A US official said the administration views Ukraine’s long-range attacks on Crimea, and Russia’s naval fleet there, as a much more effective use of the ATACMS, and a strategy that has been yielding significant success in recent months.

The Defense Department has a limited stockpile of the long-range systems, the official said, so the US has been trying to persuade Ukraine to use them to the maximum effect possible rather than on disparate targets in Russia that the US considers to have little strategic value.

A separate US official said they expect Russia to continue to move assets out of reach of the long-range systems and noted that “several hundred” ATACMS have been transferred to Ukraine “and Ukraine has used most of them.”

Despite those reservations, a growing chorus of voices in Washington is calling for the restrictions to be lifted. Senior Democrats on the Senate Foreign Relations Committee, including its chairman Sen. Ben Cardin of Maryland and Sen. Jeanne Shaheen of New Hampshire, have said the restrictions should be eased in order to provide Ukraine a better chance of success.
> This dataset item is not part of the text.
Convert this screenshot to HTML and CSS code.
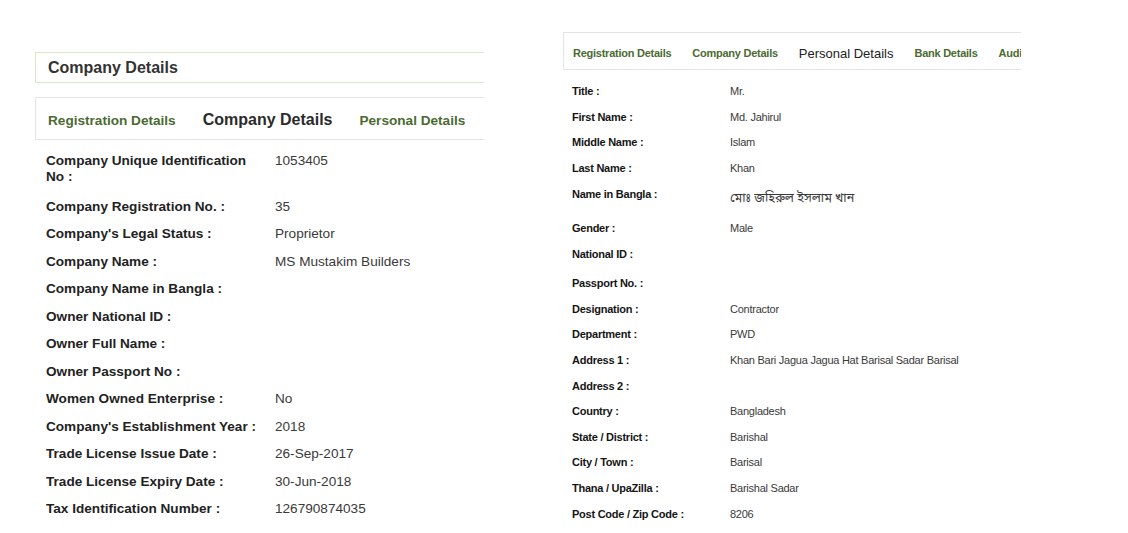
FILE: index.html
```html
<!DOCTYPE html>
<html lang="en">
<head>
    <meta charset="UTF-8">
    <meta name="viewport" content="width=device-width, initial-scale=1.0">
    <title>Contractor Profile</title>
    <link rel="stylesheet" href="styles.css">
</head>
<body>
    <div class="page">
        <!-- Company side -->
        <div class="panel company">
            <div class="panel-title">Company Details</div>

            <div class="tabs">
                <span class="tab">Registration Details</span>
                <span class="tab active">Company Details</span>
                <span class="tab">Personal Details</span>
            </div>

            <div class="details">
                <div class="row first">
                    <span class="label">Company Unique Identification No :</span>
                    <span class="value">1053405</span>
                </div>
                <div class="row">
                    <span class="label">Company Registration No. :</span>
                    <span class="value">35</span>
                </div>
                <div class="row">
                    <span class="label">Company's Legal Status :</span>
                    <span class="value">Proprietor</span>
                </div>
                <div class="row">
                    <span class="label">Company Name :</span>
                    <span class="value">MS Mustakim Builders</span>
                </div>
                <div class="row">
                    <span class="label">Company Name in Bangla :</span>
                    <span class="value"></span>
                </div>
                <div class="row">
                    <span class="label">Owner National ID :</span>
                    <span class="value"></span>
                </div>
                <div class="row">
                    <span class="label">Owner Full Name :</span>
                    <span class="value"></span>
                </div>
                <div class="row">
                    <span class="label">Owner Passport No :</span>
                    <span class="value"></span>
                </div>
                <div class="row">
                    <span class="label">Women Owned Enterprise :</span>
                    <span class="value">No</span>
                </div>
                <div class="row">
                    <span class="label">Company's Establishment Year :</span>
                    <span class="value">2018</span>
                </div>
                <div class="row">
                    <span class="label">Trade License Issue Date :</span>
                    <span class="value">26-Sep-2017</span>
                </div>
                <div class="row">
                    <span class="label">Trade License Expiry Date :</span>
                    <span class="value">30-Jun-2018</span>
                </div>
                <div class="row">
                    <span class="label">Tax Identification Number :</span>
                    <span class="value">126790874035</span>
                </div>
            </div>
        </div>

        <!-- Personal side -->
        <div class="panel personal">
            <div class="tabs">
                <span class="tab">Registration Details</span>
                <span class="tab">Company Details</span>
                <span class="tab active">Personal Details</span>
                <span class="tab">Bank Details</span>
                <span class="tab">Audit Details</span>
            </div>

            <div class="details">
                <div class="row">
                    <span class="label">Title :</span>
                    <span class="value">Mr.</span>
                </div>
                <div class="row">
                    <span class="label">First Name :</span>
                    <span class="value">Md. Jahirul</span>
                </div>
                <div class="row">
                    <span class="label">Middle Name :</span>
                    <span class="value">Islam</span>
                </div>
                <div class="row">
                    <span class="label">Last Name :</span>
                    <span class="value">Khan</span>
                </div>
                <div class="row">
                    <span class="label">Name in Bangla :</span>
                    <span class="value bangla" lang="bn">মোঃ জহিরুল ইসলাম খান</span>
                </div>
                <div class="row">
                    <span class="label">Gender :</span>
                    <span class="value">Male</span>
                </div>
                <div class="row spaced">
                    <span class="label">National ID :</span>
                    <span class="value"></span>
                </div>
                <div class="row">
                    <span class="label">Passport No. :</span>
                    <span class="value"></span>
                </div>
                <div class="row">
                    <span class="label">Designation :</span>
                    <span class="value">Contractor</span>
                </div>
                <div class="row">
                    <span class="label">Department :</span>
                    <span class="value">PWD</span>
                </div>
                <div class="row">
                    <span class="label">Address 1 :</span>
                    <span class="value">Khan Bari Jagua Jagua Hat Barisal Sadar Barisal</span>
                </div>
                <div class="row">
                    <span class="label">Address 2 :</span>
                    <span class="value"></span>
                </div>
                <div class="row">
                    <span class="label">Country :</span>
                    <span class="value">Bangladesh</span>
                </div>
                <div class="row">
                    <span class="label">State / District :</span>
                    <span class="value">Barishal</span>
                </div>
                <div class="row">
                    <span class="label">City / Town :</span>
                    <span class="value">Barisal</span>
                </div>
                <div class="row">
                    <span class="label">Thana / UpaZilla :</span>
                    <span class="value">Barishal Sadar</span>
                </div>
                <div class="row">
                    <span class="label">Post Code / Zip Code :</span>
                    <span class="value">8206</span>
                </div>
            </div>
        </div>
    </div>
</body>
</html>
```

FILE: styles.css
```css
/* Contractor profile: company and personal detail panels */
body {
    margin: 0;
    background-color: #ffffff;
    font-family: "Liberation Sans", Arial, sans-serif;
}

.page {
    display: flex;
    align-items: flex-start;
    padding-left: 35px;
}

.panel {
    overflow: hidden;
    white-space: nowrap;
}

/* ---------- company panel ---------- */
.company {
    width: 449px;
    padding-top: 52px;
}

.panel-title {
    height: 29px;
    line-height: 29px;
    padding-left: 12px;
    border: 1px solid #d6e9c6;
    border-right: none;
    font-size: 16px;
    font-weight: bold;
    color: #333;
    margin-bottom: 14px;
}

.tabs {
    display: flex;
    align-items: center;
    border: 1px solid #e4e4e4;
    border-right: none;
}

.tab {
    font-weight: bold;
    color: #4b6a32;
    flex-shrink: 0;
}

.tab.active {
    color: #2b2b2b;
}

.company .tabs {
    height: 38px;
    padding-top: 3px;
    padding-left: 12px;
    gap: 27px;
    font-size: 13.6px;
}

.company .tab.active {
    font-size: 16px;
}

.company .details {
    margin-top: 7px;
}

.row {
    display: flex;
    align-items: flex-start;
}

.company .row {
    padding: 5.75px 0 5.75px 11px;
    font-size: 13.6px;
    line-height: 16px;
}

.company .row.first {
    padding-bottom: 8.4px;
}

.company .label {
    width: 217px;
    padding-right: 12px;
    white-space: normal;
}

.label {
    flex-shrink: 0;
    font-weight: bold;
    color: #222;
}

.value {
    color: #3a3a3a;
}

/* ---------- personal panel ---------- */
.personal {
    width: 458px;
    margin-left: 79px;
    padding-top: 32px;
    letter-spacing: -0.25px;
}

.personal .tabs {
    height: 32px;
    padding-top: 4px;
    padding-left: 9px;
    gap: 21px;
    font-size: 11px;
}

.personal .tab.active {
    font-size: 13px;
    font-weight: normal;
    letter-spacing: 0;
    color: #222;
}

.personal .details {
    margin-top: 9px;
}

.personal .row {
    padding: 5.3px 0 5.3px 9px;
    font-size: 11px;
    line-height: 15px;
}

.personal .row.spaced {
    padding-bottom: 9px;
}

.personal .label {
    width: 158px;
    color: #151515;
}

.personal .value.bangla {
    font-family: "Noto Sans Bengali", "Noto Serif Bengali", "Lohit Bengali", "Noto Sans", sans-serif;
    font-size: 12.5px;
    line-height: 24px;
    letter-spacing: 0;
}
```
“In light of Putin’s increasingly horrific attacks on civilian targets, it’s time to lift restrictions on the use of long-range US-provided weapons to allow Ukraine to reach high value Russian military targets,” Shaheen said.

Earlier in the week, the bipartisan congressional Ukraine caucus called on Biden to allow Ukraine to strike targets inside Russia with the long-range weapons.

“Unless these restrictions are lifted, Ukraine will continue to struggle to achieve victory in its fight to defend its sovereignty and its people. The Ukrainian people will continue to suffer unnecessary death, loss, and hardship as Russia capitalizes on this policy and escalates its bombardments across Ukraine,” the bipartisan lawmakers wrote.

A group of key House Republican also urged Biden to ease the restrictions in a letter on Monday. And in a separate open letter, 17 former national security officials, including former US ambassadors to Ukraine and top military commanders, called on Blinken and Lammy to “act with alacrity.”

“A change in policy cannot come soon enough,” they wrote.